La pace si fa mito

di Moni Ovadia

La pace fra israeliani e palestinesi non è mai stata così lontana. Questo è il dato che emerge dalle ultime elezioni israeliane.

Qualcuno in circostanze così disperanti potrebbe essere tentato di aggrapparsi scaramanticamente all’idea che il momento più oscuro è quello che precede l’alba e che un miracolo è sempre possibile, ovvero che un governo pesantemente orientato a destra potrebbe far digerire al paese un accordo coi palestinesi impossibile per una leadership di centro-sinistra.
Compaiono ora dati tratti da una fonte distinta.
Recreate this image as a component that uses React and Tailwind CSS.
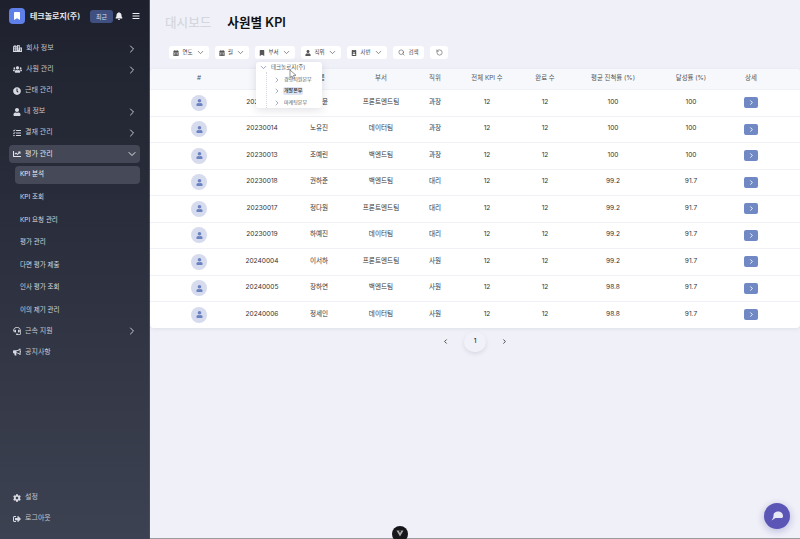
import React from 'react';
import { ChevronDown, ChevronRight, ChevronLeft, RotateCcw, Search } from 'lucide-react';
import {
  FaBell, FaBars, FaBookmark, FaCity, FaUsers, FaClock, FaUser, FaTasks, FaChartLine,
  FaHeadset, FaBullhorn, FaCog, FaSignOutAlt, FaCalendarAlt, FaIdBadge,
} from 'react-icons/fa';

const topMenu = [
  { label: '회사 정보', icon: FaCity, arrow: true, pad: 'gap-[4px]', size: 9 },
  { label: '사원 관리', icon: FaUsers, arrow: true, pad: 'gap-[4px]', size: 9 },
  { label: '근태 관리', icon: FaClock, arrow: false, pad: 'gap-[4px]', size: 8 },
  { label: '내 정보', icon: FaUser, arrow: true, pad: 'gap-[3px]', size: 8 },
  { label: '결재 관리', icon: FaTasks, arrow: true, pad: 'gap-[4px]', size: 8 },
];

const subMenu = ['KPI 분석', 'KPI 조회', 'KPI 요청 관리', '평가 관리', '다면 평가 제출', '인사 평가 조회', '이의 제기 관리'];

const filters = [
  { label: '연도', icon: FaCalendarAlt, width: 'w-10' },
  { label: '월', icon: FaCalendarAlt, width: 'w-[34px]' },
  { label: '부서', icon: FaBookmark, width: 'w-10' },
  { label: '직위', icon: FaUser, width: 'w-10' },
  { label: '사번', icon: FaIdBadge, width: 'w-10' },
];

const rows = [
  ['20230012', '김도윤', '프론트엔드팀', '과장', '12', '12', '100', '100'],
  ['20230014', '노유진', '데이터팀', '과장', '12', '12', '100', '100'],
  ['20230013', '조예린', '백엔드팀', '과장', '12', '12', '100', '100'],
  ['20230018', '권하준', '백엔드팀', '대리', '12', '12', '99.2', '91.7'],
  ['20230017', '정다원', '프론트엔드팀', '대리', '12', '12', '99.2', '91.7'],
  ['20230019', '하예진', '데이터팀', '대리', '12', '12', '99.2', '91.7'],
  ['20240004', '이서하', '프론트엔드팀', '사원', '12', '12', '99.2', '91.7'],
  ['20240005', '장하연', '백엔드팀', '사원', '12', '12', '98.8', '91.7'],
  ['20240006', '정세인', '데이터팀', '사원', '12', '12', '98.8', '91.7'],
];

const headers = ['사번', '이름', '부서', '직위', '전체 KPI 수', '완료 수', '평균 진척률 (%)', '달성률 (%)', '상세'];

const gridCols = 'grid grid-cols-[80px_64px_50px_74px_34px_70px_46px_90px_66px_54px] pr-[22px] items-center';

function MenuRow({ item }) {
  const Icon = item.icon;
  return (
    <div className="h-[21px] flex items-center pl-[13px] pr-[11px]">
      <div className={`flex items-center flex-1 ${item.pad}`}>
        <Icon size={item.size} className="text-[#d8dae2]" />
        <span className="text-[7px] text-[#c3c6d0]">{item.label}</span>
      </div>
      {item.arrow && <ChevronRight size={12} className="text-[#c9ccd6]" />}
    </div>
  );
}

function Sidebar() {
  return (
    <aside className="w-[150px] h-full shrink-0 flex flex-col bg-gradient-to-b from-[#1e212d] to-[#3d4252] border-r border-[#4a4e5c]">
      <div className="h-[38px] pt-2 pl-[9px] flex items-start">
        <div className="w-4 h-4 rounded-[4px] bg-[#5f80e8] flex items-center justify-center">
          <FaBookmark size={8} className="text-white" />
        </div>
        <span className="ml-[5px] w-[60px] whitespace-nowrap text-[8px] leading-4 font-semibold text-[#e6e7ec]">테크놀로지(주)</span>
        <span className="mt-[2px] w-[23px] h-[13px] rounded-[3px] bg-[#3f5080] text-[6px] leading-[13px] text-center text-[#d8dcea]">최근</span>
        <FaBell size={8} className="mt-[4px] ml-[2px] text-[#eceef3]" />
        <FaBars size={8} className="ml-[9px] mt-[4px] text-[#eceef3]" />
      </div>
      {topMenu.map(item => <MenuRow key={item.label} item={item} />)}
      <div className="mx-[9px] mt-[2px] h-[18px] rounded-[4px] bg-[#434756] flex items-center pl-1 pr-[2px]">
        <FaChartLine size={8} className="text-[#e4e6ec]" />
        <span className="ml-[4px] flex-1 text-[7px] text-[#e4e6ec]">평가 관리</span>
        <ChevronDown size={12} className="text-[#e4e6ec]" />
      </div>
      <div className="mt-[3px] -mb-[2px] mx-[9px] flex flex-col">
        {subMenu.map((label, i) => (
          <div
            key={label}
            className={`ml-[6px] pl-[5px] flex items-center text-[6.5px] text-[#d5d7df] ${i === 0 ? 'h-[18px] mb-[2.7px] rounded-[4px] bg-[#454958] text-[#eceef2]' : 'h-[22.6px]'}`}
          >
            {label}
          </div>
        ))}
      </div>
      <MenuRow item={{ label: '근속 지원', icon: FaHeadset, arrow: true, pad: 'gap-[4px]', size: 8 }} />
      <MenuRow item={{ label: '공지사항', icon: FaBullhorn, arrow: false, pad: 'gap-[4px]', size: 8 }} />
      <div className="mt-auto pb-[10px]">
        <MenuRow item={{ label: '설정', icon: FaCog, arrow: false, pad: 'gap-[4px]', size: 8 }} />
        <MenuRow item={{ label: '로그아웃', icon: FaSignOutAlt, arrow: false, pad: 'gap-[4px]', size: 8 }} />
      </div>
    </aside>
  );
}

function Filters() {
  return (
    <div className="flex items-center gap-[6px] pl-[19px]">
      {filters.map(f => {
        const Icon = f.icon;
        return (
          <div key={f.label} className={`${f.width} h-[13px] rounded-[3px] bg-white flex items-center justify-center gap-[3px] text-[5.5px] text-[#444]`}>
            <Icon size={6} className="text-[#555]" />
            <span>{f.label}</span>
            <ChevronDown size={9} className="text-[#666]" />
          </div>
        );
      })}
      <div className="w-[31px] h-[13px] rounded-[3px] bg-white flex items-center justify-center gap-[3px] text-[5.5px] text-[#444]">
        <Search size={7} className="text-[#555]" />
        <span>검색</span>
      </div>
      <div className="w-[18px] h-[13px] rounded-[3px] bg-white flex items-center justify-center">
        <RotateCcw size={7} className="text-[#555]" />
      </div>
    </div>
  );
}

function Table() {
  return (
    <div className="mt-[10px] rounded-[4px] bg-white shadow-[0_1px_4px_rgba(90,95,130,0.12)]">
      <div className={`${gridCols} h-5 bg-[#f7f8fb] rounded-t-[4px] text-[6.4px] text-[#555] text-center`}>
        <span className="pl-[18px]">#</span>
        {headers.map(h => <span key={h} className="whitespace-nowrap flex justify-center">{h}</span>)}
      </div>
      {rows.map(r => (
        <div key={r[0]} className={`${gridCols} h-[26.5px] border-t border-[#f0f1f6] text-[6.6px] text-[#333] text-center`}>
          <div className="pl-[18px] flex justify-center">
            <div className="w-4 h-4 rounded-full bg-[#d6dbee] flex items-center justify-center">
              <FaUser size={7} className="text-[#6a82c0]" />
            </div>
          </div>
          {r.map((cell, i) => <span key={i} className="whitespace-nowrap flex justify-center">{cell}</span>)}
          <div className="flex justify-center">
            <div className="w-[14px] h-[11px] rounded-[2px] bg-[#7089c4] flex items-center justify-center">
              <ChevronRight size={7} strokeWidth={3} className="text-white" />
            </div>
          </div>
        </div>
      ))}
    </div>
  );
}

function Pagination() {
  return (
    <div className="mt-[4px] flex items-center justify-center text-[#333]">
      <ChevronLeft size={7} strokeWidth={3} />
      <div className="mx-[15px] w-[22px] h-[20px] rounded-full bg-[#f1f2f9] shadow-[0_2px_4px_rgba(90,95,130,0.16)] flex items-center justify-center text-[6.6px] font-medium">1</div>
      <ChevronRight size={7} strokeWidth={3} />
    </div>
  );
}

function DeptDropdown() {
  const children = [
    { label: '경영지원본부', on: false },
    { label: '개발본부', on: true },
    { label: '마케팅본부', on: false },
  ];
  return (
    <div className="absolute left-[106px] top-[62px] w-[66px] h-[46px] rounded-[3px] bg-white shadow-[0_2px_8px_rgba(60,65,100,0.16)] pt-[1px] pl-[3px] text-[5px] text-[#555]">
      <div className="h-[9px] flex items-center gap-[3px]">
        <ChevronDown size={9} className="text-[#7a86a8]" />
        <span className="text-[5.5px]">테크놀로지(주)</span>
      </div>
      <div className="ml-[7px] pt-[2px] border-l border-dotted border-[#d6d8e0] flex flex-col gap-[0.5px]">
        {children.map(c => (
          <div key={c.label} className="h-[11px] flex items-center pl-[6px] gap-[2px]">
            <ChevronRight size={8} className="text-[#7a86a8]" />
            <span className={`px-[1px] rounded-[2px] ${c.on ? 'bg-[#dfe3f2] text-[#333] font-medium' : ''}`}>{c.label}</span>
          </div>
        ))}
      </div>
      <svg className="absolute left-[33px] top-[7px]" width="8" height="11" viewBox="0 0 8 11">
        <path d="M1 1 L1 8.5 L3 7 L4.5 10 L5.8 9.4 L4.4 6.5 L7 6.3 Z" fill="#fff" stroke="#666" strokeWidth="0.7" />
      </svg>
    </div>
  );
}

export default function App() {
  return (
    <div className="relative w-[800px] h-[539px] overflow-hidden flex bg-[#f0f1f8] font-['Inter','Noto_Sans_CJK_KR',sans-serif]">
      <Sidebar />
      <main className="relative flex-1 min-w-0 flex flex-col border-b border-[#9a9aa0]">
        <div className="h-[46px] pt-[13px] pl-[15px] flex items-start gap-4 text-[12.6px] leading-5">
          <span className="text-[#d5d7de] font-medium">대시보드</span>
          <span className="text-[#111] font-semibold">사원별 KPI</span>
        </div>
        <Filters />
        <Table />
        <Pagination />
        <DeptDropdown />
      </main>
      <div className="absolute left-[764px] top-[503px] w-[26px] h-[26px] rounded-full bg-[#5b55b5] shadow-[0_2px_8px_rgba(91,85,181,0.4)] flex items-center justify-center">
        <svg width="14" height="12" viewBox="0 0 14 12">
          <path d="M3.5 5.5 C3.5 2.5 6 1.5 8 1.5 C11 1.5 13 3.5 13 6 C13 7.5 12.5 8 11 8 L5.5 8 L1.5 10.5 C2.5 9 3.5 7.5 3.5 5.5 Z" fill="#e9e8f6" />
        </svg>
      </div>
      <div className="absolute left-[392px] top-[526px] w-4 h-4 rounded-full bg-[#15151a] flex items-start justify-center pt-[4px]">
        <svg width="8" height="7" viewBox="0 0 8 7">
          <path d="M0.5 0.5 L7.5 0.5 L4 6.5 Z" fill="#a8a8a8" />
          <path d="M2.6 0.5 L5.4 0.5 L4 3 Z" fill="#15151a" />
        </svg>
      </div>
    </div>
  );
}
Ritengo che una simile eventualità non sia più neppure un sogno ma un mito come quello dell’araba fenice.

Il leader del Likud Bibi Nethanyau ha escluso, senza subordinarlo ad alcuna condizione, ogni pur minimo spostamento dello status quo e, con l’inevitabile appoggio del partito razzista di Liberman, avrebbe facile gioco nell’imporre come condizione non negoziabile ad un governo di unità nazionale con Tzippi Livni, il rifiuto di ogni concessione territoriale.

L’opposizione, allo stato delle cose, è inesistente grazie al vergognoso comportamento di Ehud Barack e di tutti i dirigenti del Mapai che non hanno saputo trovare niente di meglio che misurarsi in una gara muscolare con il centro e la destra per contendersi con loro il palio del peggiore in campo mettendo in vendita l’anima per un pugno di inutili voti.

La sinistra pacifista israeliana, pur con le migliori e più nobili intenzioni non ha voce se non per i suoi militanti, ma ha tempo per riflettere sul proprio futuro.

A questo punto la palla passa nel campo della comunità internazionale.

Sapranno, Usa, Onu, UE e gli altri attori della governance mondiale rifiutare le aperte dichiarazioni di illegalità del primo ministro in pectore dello stato d’Israele e condannarla senza mezzi termini come inacettabile per una democrazia o continueranno a raggirare con atroce ipocrisia il sempre più abbandonato popolo palestinese.